18/52 Hella S. Haasse - Heren van de thee (1992)
Language: Dutch. English translation (The Tea Lords) here.
Rudolf Kerkhoven leaves his comfortable origins in Delft by ship to help run the family's estates in the Dutch East Indies. He moves from plantation to plantation, attempting to understand the ways of the local peoples, and their relationship to their land. On a visit to the capital, he falls in love with a teenage girl, Jenny Roosengaarde Bisschop, who he courts surreptitiously via his sister, with grave consequences for the reality of their relationships. Eventually they marry, and make a hard colonist-couple's life theirs, bear, lose and raise children, before Jenny on her visit to the home country discovers all the comforts of which she has been deprived in Java.
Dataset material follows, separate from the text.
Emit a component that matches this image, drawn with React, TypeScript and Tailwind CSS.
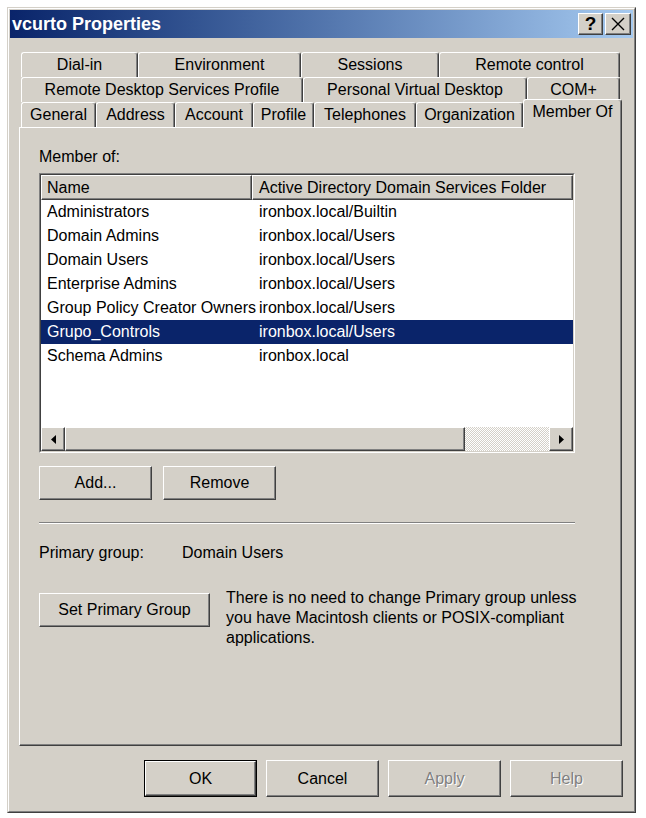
import React from "react";

const raised =
  "border border-t-white border-l-white border-r-[#404040] border-b-[#404040] shadow-[inset_-1px_-1px_0_#808080]";

function Tab({ label, w, selected }: { label: string; w: string; selected?: boolean }) {
  if (selected) {
    return (
      <div
        className={`${w} h-[29px] -mb-[1px] relative z-10 bg-[#d4d0c8] flex items-start justify-center pt-[3px] whitespace-nowrap border-t border-l border-r border-t-white border-l-white border-r-[#404040] rounded-t-[3px] shadow-[inset_-1px_0_0_#808080]`}
      >
        {label}
      </div>
    );
  }
  return (
    <div
      className={`${w} h-[25px] flex items-center justify-center whitespace-nowrap border-t border-l border-r border-t-white border-l-white border-r-[#404040] rounded-t-[3px] shadow-[inset_-1px_0_0_#808080]`}
    >
      {label}
    </div>
  );
}

function Btn({ label, w, h, disabled, def }: { label: string; w: string; h: string; disabled?: boolean; def?: boolean }) {
  const inner = (
    <div
      className={`${raised} w-full h-full flex items-center justify-center whitespace-nowrap ${
        disabled ? "text-[#808080] [text-shadow:1px_1px_0_#ffffff]" : "text-black"
      }`}
    >
      {label}
    </div>
  );
  if (def) {
    return <div className={`${w} ${h} border border-black`}>{inner}</div>;
  }
  return <div className={`${w} ${h}`}>{inner}</div>;
}

const rows: [string, string][] = [
  ["Administrators", "ironbox.local/Builtin"],
  ["Domain Admins", "ironbox.local/Users"],
  ["Domain Users", "ironbox.local/Users"],
  ["Enterprise Admins", "ironbox.local/Users"],
  ["Group Policy Creator Owners", "ironbox.local/Users"],
  ["Grupo_Controls", "ironbox.local/Users"],
  ["Schema Admins", "ironbox.local"],
];

export default function App() {
  return (
    <div
      className="w-[646px] h-[818px] bg-white pl-[7px] pt-[7px] text-[16px] leading-[18px] text-black"
      style={{ fontFamily: '"Liberation Sans", Arial, sans-serif' }}
    >
      <div className="w-[629px] h-[806px] bg-[#d4d0c8] border border-t-[#d4d0c8] border-l-[#d4d0c8] border-r-[#404040] border-b-[#404040]">
        <div className="h-full border border-t-white border-l-white border-r-[#808080] border-b-[#808080] p-[1px] flex flex-col">
          {/* Title bar */}
          <div className="h-[28px] flex items-center justify-between pl-[2px] pr-[2px] bg-gradient-to-r from-[#0a246a] to-[#a6caf0]">
            <span className="text-white font-bold text-[18px] leading-[20px]">vcurto Properties</span>
            <div className="flex gap-[2px]">
              <div className={`${raised} w-[25px] h-[22px] bg-[#d4d0c8] flex items-center justify-center font-bold text-[19px]`}>
                ?
              </div>
              <div className={`${raised} w-[26px] h-[22px] bg-[#d4d0c8] flex items-center justify-center`}>
                <svg width="14" height="14" viewBox="0 0 14 14">
                  <path d="M1 1 L13 13 M13 1 L1 13" stroke="#000" strokeWidth="1.4" />
                </svg>
              </div>
            </div>
          </div>

          {/* Body */}
          <div className="flex flex-col pl-[9px] pt-[14px]">
            {/* tabs */}
            <div className="flex flex-col pl-[2px] w-[603px]">
              <div className="flex h-[25px]">
                <Tab label="Dial-in" w="w-[117px]" />
                <Tab label="Environment" w="w-[163px]" />
                <Tab label="Sessions" w="w-[138px]" />
                <Tab label="Remote control" w="w-[181px]" />
              </div>
              <div className="flex h-[25px]">
                <Tab label="Remote Desktop Services Profile" w="w-[282px]" />
                <Tab label="Personal Virtual Desktop" w="w-[224px]" />
                <Tab label="COM+" w="w-[93px]" />
              </div>
              <div className="flex h-[25px] items-end">
                <Tab label="General" w="w-[75px]" />
                <Tab label="Address" w="w-[79px]" />
                <Tab label="Account" w="w-[78px]" />
                <Tab label="Profile" w="w-[61px]" />
                <Tab label="Telephones" w="w-[102px]" />
                <Tab label="Organization" w="w-[107px]" />
                <Tab label="Member Of" w="w-[99px]" selected />
              </div>
            </div>

            {/* panel */}
            <div className={`${raised} w-[603px] h-[619px] flex flex-col pl-[19px]`}>
              <div className="mt-[20px] h-[18px]">Member of:</div>

              {/* list box */}
              <div className="mt-[7px] w-[536px] h-[280px] border border-t-[#808080] border-l-[#808080] border-r-white border-b-white">
                <div className="h-full border border-t-[#404040] border-l-[#404040] border-r-[#d4d0c8] border-b-[#d4d0c8] bg-white flex flex-col">
                  <div className="flex h-[25px] shrink-0">
                    <div className={`${raised} w-[211px] shrink-0 h-full flex items-center pl-[5px] bg-[#d4d0c8]`}>Name</div>
                    <div className={`${raised} flex-1 h-full flex items-center pl-[6px] bg-[#d4d0c8] whitespace-nowrap`}>
                      Active Directory Domain Services Folder
                    </div>
                  </div>
                  <div className="flex-1 flex flex-col">
                    {rows.map(([n, f]) => {
                      const sel = n === "Grupo_Controls";
                      return (
                        <div
                          key={n}
                          className={`flex h-[24px] items-center ${sel ? "bg-[#0a246a] text-white" : ""}`}
                        >
                          <div className="w-[211px] shrink-0 pl-[6px] whitespace-nowrap">{n}</div>
                          <div className="pl-[7px] whitespace-nowrap">{f}</div>
                        </div>
                      );
                    })}
                  </div>
                  {/* scrollbar */}
                  <div className="flex h-[24px] shrink-0">
                    <div className={`${raised} w-[24px] h-full bg-[#d4d0c8] flex items-center justify-center`}>
                      <svg width="5" height="9" viewBox="0 0 5 9">
                        <path d="M5 0 L0 4.5 L5 9 Z" fill="#000" />
                      </svg>
                    </div>
                    <div className={`${raised} w-[400px] h-full bg-[#d4d0c8]`} />
                    <div className="flex-1 h-full bg-[repeating-conic-gradient(#d4d0c8_0_25%,#ffffff_0_50%)] bg-[length:2px_2px]" />
                    <div className={`${raised} w-[24px] h-full bg-[#d4d0c8] flex items-center justify-center`}>
                      <svg width="5" height="9" viewBox="0 0 5 9">
                        <path d="M0 0 L5 4.5 L0 9 Z" fill="#000" />
                      </svg>
                    </div>
                  </div>
                </div>
              </div>

              {/* Add / Remove */}
              <div className="mt-[13px] flex gap-[11px]">
                <Btn label="Add..." w="w-[113px]" h="h-[34px]" />
                <Btn label="Remove" w="w-[113px]" h="h-[34px]" />
              </div>

              {/* separator */}
              <div className="mt-[22px] w-[536px] h-[2px] border-t border-t-[#808080] border-b border-b-white" />

              {/* primary group */}
              <div className="mt-[20px] flex h-[18px]">
                <div className="w-[143px]">Primary group:</div>
                <div>Domain Users</div>
              </div>

              <div className="mt-[26px] flex items-start">
                <div className="mt-[5px]">
                  <Btn label="Set Primary Group" w="w-[171px]" h="h-[34px]" />
                </div>
                <div className="ml-[16px] leading-[20px]">
                  There is no need to change Primary group unless
                  <br />
                  you have Macintosh clients or POSIX-compliant
                  <br />
                  applications.
                </div>
              </div>
            </div>

            {/* bottom buttons */}
            <div className="mt-[14px] w-[604px] flex justify-end gap-[9px]">
              <Btn label="OK" w="w-[113px]" h="h-[37px]" def />
              <Btn label="Cancel" w="w-[113px]" h="h-[37px]" />
              <Btn label="Apply" w="w-[113px]" h="h-[37px]" disabled />
              <Btn label="Help" w="w-[113px]" h="h-[37px]" disabled />
            </div>
          </div>
        </div>
      </div>
    </div>
  );
}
Back at the plantation homestead, as the back-breaking work of establishing and maintaining business takes its toll on Rudolf, Jenny becomes estranged from him, and the bitter resentments of relatives eat at her until a terrible solution is achieved.This book gives great insights into the mindset of the Dutch colonists in the East Indies. The book is based on private correspondence and documents from The Indies Tea and Family Archive and also from clearly substantial records from various family collections. Haasse, at the end: the material in the book is "not invented but chosen and arranged to meet the demands of the novel".
Every one of two years, I pick up a novel by Hella S. Haasse (1918-), the grand lady of Dutch literature. Haasse combines a nice style with a very sophisticated and utterly sympathetic posture.